"Wszystko by jej dali", "brutalne konsekwencje". Kulisy transferu posłanki KO do partii Hołowni
Mimo niedawnych zapewnień, że nie ma takich planów, Paulina Hennig-Kloska, posłanka Koalicji Obywatelskiej, dołączyła do ruchu Szymona Hołowni Polska 2050. W opublikowanym na Facebooku oświadczeniu parlamentarzystka poinformowała o powodach swojej decyzji.
"Przez ostatnie tygodnie miałam okazję poznać bliżej Szymona i jego ruch. Uwierzyłam w niego, bo jest autentyczny i ma marzenia o lepszej Polsce, takie, jakie miałam wchodząc do polityki w 2015 roku. Wierzę, że przewróci scenę polityczną i jest szansą na przerwanie rządów złej władzy. Dlatego chcę go wesprzeć na tak wczesnym etapie. Dziś twardo stoję na nogach i wiem co robię" – napisała. Posłanka zapewniła przy tym, że nie zmienia ani poglądów ani wartości.
Odejście Hennig-Kloski z Koalicji Obywatelskiej wywołało poruszenie w mediach społecznościowych. "Pani poseł, przecież na korytarzu w Sejmie mówiła pani do nas w czwartek, że nie może pójść do Hołowni, bo się nie zgadzacie w sprawach fundamentalnych. Jest to poziom absurdu, który nawet mnie - po 25 latach pracy z politykami - zaskakuje" – napisała do posłanki zdumiona dziennikarka Dominika Długosz.
Okazuje się, że decyzja ws. transferu ważyła się do ostatniej chwili. Jak informuje Interia, do jej zmiany próbowali posłankę przekonać m.in. Katarzyna Lubnauer, Adam Szłapka i Cezary Tomczyk. W czwartek odbyło się w tej sprawie spotkanie. W rozmowie z serwisem Lubnauer podkreśliła, że "rozmawiało się dobrze". – Przekonało ją, że tworzymy grupę, pracujemy razem od pięciu lat – wskazała była szefowa Nowoczesnej i dodała: "Jest mi szczególnie przykro, że odeszła trzy dni później. Nie wiem, co zaważyło na tej decyzji".
Według nieoficjalnych ustaleń Interii, ze strony Koalicji Obywatelskiej posypały się propozycje, które miały Hennig-Kloskę przekonać do pozostania. – Wszystko by jej dali.
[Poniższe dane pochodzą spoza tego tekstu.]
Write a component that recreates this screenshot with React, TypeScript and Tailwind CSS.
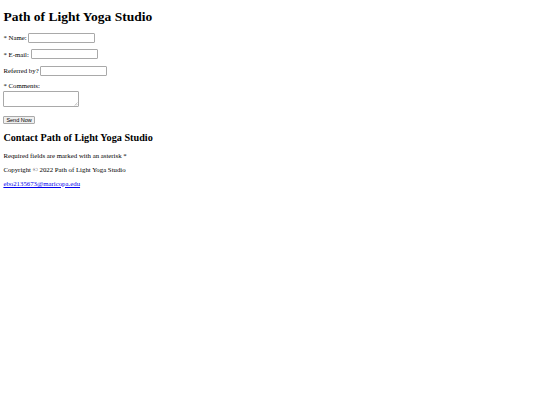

Proponowali gospodarkę i aktywność w związku z aferą GetBack, która interesowała Paulinę. W tym samym czasie z regionu popłynęły jednak sygnały, że Kloskę trzeba najpierw podciągnąć, a potem "utopić". Bo trwale nadszarpnęła zaufanie – zdradził informator serwisu.
Co rzeczywiście zaważyło na decyzji o zasileniu szeregów Szymona Hołowni? Zdaniem polityka związanego z Polską 2050, "perswazja byłych kolegów zrobiła swoje". – Próbowali ją "zagłaskać". Brutalne konsekwencje były tylko kwestia czasu. W KO trwa bezwzględna walka o politykę. Oni chcą, żeby za wszelką cenę Platforma przeżyła – dodał rozmówca Interii.